Written instruction: Pull out from the material below all lines with "component".

Some records:

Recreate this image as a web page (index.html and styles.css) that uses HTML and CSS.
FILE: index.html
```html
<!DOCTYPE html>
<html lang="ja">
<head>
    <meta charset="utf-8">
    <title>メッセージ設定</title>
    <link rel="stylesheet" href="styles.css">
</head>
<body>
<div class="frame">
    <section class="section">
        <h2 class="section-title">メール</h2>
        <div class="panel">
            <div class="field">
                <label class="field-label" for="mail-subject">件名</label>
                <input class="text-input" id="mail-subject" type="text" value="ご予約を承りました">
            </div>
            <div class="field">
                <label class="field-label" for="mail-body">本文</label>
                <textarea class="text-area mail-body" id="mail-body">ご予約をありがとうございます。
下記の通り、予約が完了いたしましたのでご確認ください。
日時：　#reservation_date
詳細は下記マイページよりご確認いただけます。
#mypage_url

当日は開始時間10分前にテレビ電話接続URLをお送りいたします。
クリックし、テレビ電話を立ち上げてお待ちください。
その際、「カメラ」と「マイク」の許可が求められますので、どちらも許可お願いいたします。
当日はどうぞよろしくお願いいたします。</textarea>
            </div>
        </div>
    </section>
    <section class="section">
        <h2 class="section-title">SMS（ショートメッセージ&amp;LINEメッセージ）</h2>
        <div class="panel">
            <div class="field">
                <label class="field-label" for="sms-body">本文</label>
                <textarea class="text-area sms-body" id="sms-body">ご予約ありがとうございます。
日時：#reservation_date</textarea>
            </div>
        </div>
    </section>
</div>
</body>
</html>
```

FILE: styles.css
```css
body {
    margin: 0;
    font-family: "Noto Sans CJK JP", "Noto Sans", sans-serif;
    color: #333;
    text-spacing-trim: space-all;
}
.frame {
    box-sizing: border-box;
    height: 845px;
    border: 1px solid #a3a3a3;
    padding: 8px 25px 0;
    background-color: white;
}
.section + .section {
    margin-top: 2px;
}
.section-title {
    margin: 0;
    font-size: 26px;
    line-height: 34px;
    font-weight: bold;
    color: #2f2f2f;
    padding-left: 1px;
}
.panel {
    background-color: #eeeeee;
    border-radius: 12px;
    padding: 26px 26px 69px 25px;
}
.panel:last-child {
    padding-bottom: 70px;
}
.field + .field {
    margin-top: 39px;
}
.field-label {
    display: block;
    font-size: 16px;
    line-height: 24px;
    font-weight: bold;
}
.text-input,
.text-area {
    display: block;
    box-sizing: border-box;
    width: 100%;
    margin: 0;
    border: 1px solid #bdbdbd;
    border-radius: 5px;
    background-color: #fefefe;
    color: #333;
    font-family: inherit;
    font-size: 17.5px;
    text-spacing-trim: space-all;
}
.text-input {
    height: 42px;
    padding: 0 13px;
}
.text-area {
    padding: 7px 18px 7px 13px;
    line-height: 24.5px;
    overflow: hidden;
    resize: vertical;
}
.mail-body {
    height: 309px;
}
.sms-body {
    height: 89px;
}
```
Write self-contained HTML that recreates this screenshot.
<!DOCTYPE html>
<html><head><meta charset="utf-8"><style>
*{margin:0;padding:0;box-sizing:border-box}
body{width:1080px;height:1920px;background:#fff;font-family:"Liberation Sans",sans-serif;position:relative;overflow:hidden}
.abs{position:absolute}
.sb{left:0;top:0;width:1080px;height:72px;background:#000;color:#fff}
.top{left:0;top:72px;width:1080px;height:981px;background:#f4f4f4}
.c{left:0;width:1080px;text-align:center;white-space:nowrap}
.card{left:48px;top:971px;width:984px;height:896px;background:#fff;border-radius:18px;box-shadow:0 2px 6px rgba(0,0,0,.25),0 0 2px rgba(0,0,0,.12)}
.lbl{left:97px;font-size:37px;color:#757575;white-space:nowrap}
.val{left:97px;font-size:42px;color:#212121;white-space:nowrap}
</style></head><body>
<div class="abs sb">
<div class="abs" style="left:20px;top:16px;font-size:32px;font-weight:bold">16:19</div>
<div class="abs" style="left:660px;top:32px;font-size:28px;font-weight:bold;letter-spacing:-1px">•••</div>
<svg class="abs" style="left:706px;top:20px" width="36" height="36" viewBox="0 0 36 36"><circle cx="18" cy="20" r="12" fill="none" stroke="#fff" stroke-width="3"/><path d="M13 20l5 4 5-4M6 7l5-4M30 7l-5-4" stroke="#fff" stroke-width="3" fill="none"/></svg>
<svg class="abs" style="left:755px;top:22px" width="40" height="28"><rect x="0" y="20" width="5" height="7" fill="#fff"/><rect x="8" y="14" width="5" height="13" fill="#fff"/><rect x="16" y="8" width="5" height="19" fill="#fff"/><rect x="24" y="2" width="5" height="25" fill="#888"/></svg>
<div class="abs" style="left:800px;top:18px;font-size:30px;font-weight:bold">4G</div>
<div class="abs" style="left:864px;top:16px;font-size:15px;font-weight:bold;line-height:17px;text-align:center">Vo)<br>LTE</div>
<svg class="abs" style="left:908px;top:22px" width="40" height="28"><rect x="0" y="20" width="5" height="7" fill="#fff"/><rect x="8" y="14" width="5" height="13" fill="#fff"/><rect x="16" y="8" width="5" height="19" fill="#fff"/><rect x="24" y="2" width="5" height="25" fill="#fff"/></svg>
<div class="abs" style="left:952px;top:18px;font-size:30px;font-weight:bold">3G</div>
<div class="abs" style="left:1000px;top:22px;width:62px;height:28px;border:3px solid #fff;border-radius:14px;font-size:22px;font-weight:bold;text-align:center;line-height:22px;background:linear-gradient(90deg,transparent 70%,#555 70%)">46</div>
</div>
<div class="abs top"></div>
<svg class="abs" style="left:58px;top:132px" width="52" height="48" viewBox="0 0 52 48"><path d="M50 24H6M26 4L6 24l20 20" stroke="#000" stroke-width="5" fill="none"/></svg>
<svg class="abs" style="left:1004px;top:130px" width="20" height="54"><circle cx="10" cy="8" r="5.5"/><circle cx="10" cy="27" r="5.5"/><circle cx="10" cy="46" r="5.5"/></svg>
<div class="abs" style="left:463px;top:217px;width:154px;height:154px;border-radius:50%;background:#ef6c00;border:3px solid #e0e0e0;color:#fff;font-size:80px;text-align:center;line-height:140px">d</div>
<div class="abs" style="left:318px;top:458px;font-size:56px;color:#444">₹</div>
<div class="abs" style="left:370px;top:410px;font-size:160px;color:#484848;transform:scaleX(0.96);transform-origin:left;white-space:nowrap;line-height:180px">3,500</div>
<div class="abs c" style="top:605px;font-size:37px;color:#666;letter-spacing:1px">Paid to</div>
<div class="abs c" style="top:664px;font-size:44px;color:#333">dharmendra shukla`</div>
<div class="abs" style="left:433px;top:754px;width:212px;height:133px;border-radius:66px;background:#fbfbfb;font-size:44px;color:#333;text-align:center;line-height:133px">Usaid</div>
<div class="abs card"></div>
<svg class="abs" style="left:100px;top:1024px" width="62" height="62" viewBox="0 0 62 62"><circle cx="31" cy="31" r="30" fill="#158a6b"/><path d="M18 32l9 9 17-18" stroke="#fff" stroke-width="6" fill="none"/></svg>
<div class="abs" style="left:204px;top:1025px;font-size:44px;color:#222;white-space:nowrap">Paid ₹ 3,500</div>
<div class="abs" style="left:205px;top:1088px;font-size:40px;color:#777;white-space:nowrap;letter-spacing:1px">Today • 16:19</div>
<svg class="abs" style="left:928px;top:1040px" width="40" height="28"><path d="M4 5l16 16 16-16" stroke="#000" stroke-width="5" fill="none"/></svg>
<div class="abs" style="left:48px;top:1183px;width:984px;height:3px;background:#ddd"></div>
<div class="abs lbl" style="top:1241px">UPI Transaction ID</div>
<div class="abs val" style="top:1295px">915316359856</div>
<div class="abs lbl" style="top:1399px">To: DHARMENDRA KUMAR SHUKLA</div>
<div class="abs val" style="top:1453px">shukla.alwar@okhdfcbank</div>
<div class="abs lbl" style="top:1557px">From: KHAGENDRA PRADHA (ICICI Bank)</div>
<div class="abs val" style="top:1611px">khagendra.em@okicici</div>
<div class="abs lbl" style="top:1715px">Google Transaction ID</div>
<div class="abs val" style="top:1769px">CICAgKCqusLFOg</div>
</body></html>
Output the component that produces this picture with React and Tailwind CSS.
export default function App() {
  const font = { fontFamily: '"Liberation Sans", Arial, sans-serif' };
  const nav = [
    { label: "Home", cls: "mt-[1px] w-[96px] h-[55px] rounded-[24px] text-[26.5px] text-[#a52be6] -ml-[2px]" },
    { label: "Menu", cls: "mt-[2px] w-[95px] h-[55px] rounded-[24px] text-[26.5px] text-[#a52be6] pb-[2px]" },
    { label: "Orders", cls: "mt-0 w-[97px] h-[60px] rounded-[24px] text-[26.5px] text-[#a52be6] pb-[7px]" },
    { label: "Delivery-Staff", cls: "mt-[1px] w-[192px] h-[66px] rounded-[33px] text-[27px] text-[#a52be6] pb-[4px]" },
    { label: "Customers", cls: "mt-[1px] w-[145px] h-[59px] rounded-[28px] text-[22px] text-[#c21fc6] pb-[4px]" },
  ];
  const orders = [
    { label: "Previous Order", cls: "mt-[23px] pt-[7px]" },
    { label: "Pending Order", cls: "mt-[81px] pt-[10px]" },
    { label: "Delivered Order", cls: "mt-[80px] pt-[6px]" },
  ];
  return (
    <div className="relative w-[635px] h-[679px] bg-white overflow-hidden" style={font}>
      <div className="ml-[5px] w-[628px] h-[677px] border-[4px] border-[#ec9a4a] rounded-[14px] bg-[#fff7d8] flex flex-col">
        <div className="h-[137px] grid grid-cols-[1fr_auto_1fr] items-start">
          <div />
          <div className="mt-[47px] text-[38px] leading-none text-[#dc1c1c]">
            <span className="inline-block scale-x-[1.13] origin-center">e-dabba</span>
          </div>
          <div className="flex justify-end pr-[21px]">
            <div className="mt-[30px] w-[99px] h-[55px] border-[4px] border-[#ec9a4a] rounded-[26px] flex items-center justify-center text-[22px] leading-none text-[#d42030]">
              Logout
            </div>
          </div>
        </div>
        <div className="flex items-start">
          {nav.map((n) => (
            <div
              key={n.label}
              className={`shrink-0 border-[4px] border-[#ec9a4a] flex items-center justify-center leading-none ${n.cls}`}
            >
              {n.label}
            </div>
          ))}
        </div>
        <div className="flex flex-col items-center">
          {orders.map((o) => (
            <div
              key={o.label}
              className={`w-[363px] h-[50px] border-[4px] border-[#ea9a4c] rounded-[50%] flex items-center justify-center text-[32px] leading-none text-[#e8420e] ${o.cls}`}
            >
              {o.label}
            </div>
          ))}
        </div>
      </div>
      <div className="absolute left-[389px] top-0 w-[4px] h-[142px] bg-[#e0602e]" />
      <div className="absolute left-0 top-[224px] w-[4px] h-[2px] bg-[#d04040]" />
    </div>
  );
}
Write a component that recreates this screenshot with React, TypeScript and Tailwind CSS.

Final answer:
Output the component that produces this picture with React and Tailwind CSS.
Write a component that recreates this screenshot with React, TypeScript and Tailwind CSS.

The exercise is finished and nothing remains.